As the number of international tribunals increases, the issue of forum shopping is begining to arise quite frequently in public international law. How should it be handled? Are doctrines of private international law useful? If so, which one?
It seems that the most common practice, and received wisdom, is to apply the doctrine of lis pendens. But why should the doctrine regulating parallel jurisdiction in the civil law world be made the applicable doctrine in the international arena? In case public international scholars have not noted, there is another legal tradition which deals with the issue differently (although it has been harder to see in Europe in recent years).
So what about exploring whether forum non conveniens could be an interesting option for regulating parallel litigation before international courts?
This is what a recent Article by Professor Joost Pauwelyn (HEI, Geneva) and Brazilian scholar Luiz Eduardo Salles on Forum Shopping Before International Tribunals: (Real) Concerns, (Im)Possible Solutions undertakes.
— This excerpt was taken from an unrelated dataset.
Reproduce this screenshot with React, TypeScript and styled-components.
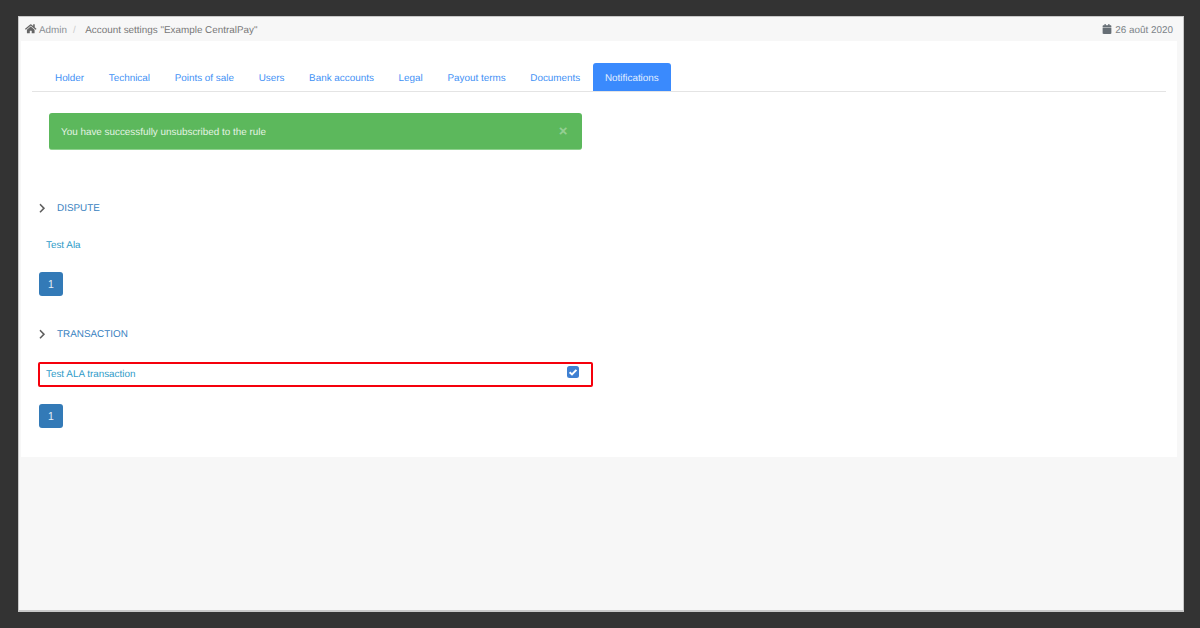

There is no abstract, but here is one of the first paragraphs of the introduction:
The article examines the nature and potential concerns of the relatively new phenomenon of forum shopping among international tribunals. Further, it asks the question whether domestic law principles such as res judicata, lis pendens, and forum non conveniens could be used to alleviate such concerns. The article finds that, to the extent these principles apply before international tribunals, they fail to address the problem. Instead, states should regulate forum shopping explicitly in their treaty regimes, and international tribunals should defer to such explicit treaty clauses. The article identifies the distinction between questions of a tribunal’s jurisdiction and questions of admissibility of claims as key to the implementation of jurisdictional coordination— be it through general principles of law or treaty rules on forum selection. This distinction is generally applicable before international tribunals but has been overlooked in the WTO context. The article also argues that to deal with the rise of forum shopping in international adjudication, more thought should be given to the question of whether tribunals have or should have some margin of judicial discretion not to exercise jurisdiction in cases in which forum shopping is at stake. To put these proposals in dynamic context, the article uses four variables, or scales, that will impact the assessment of both concerns and solutions for forum shopping among international tribunals, namely (1) a regime vs. system approach to international tribunals, (2) a partyfocus vs. legality-focus, (3) consensual vs. compulsory jurisdiction, and (4) specific vs. general jurisdiction.
The Article is forthcoming in the Cornell International Law Journal.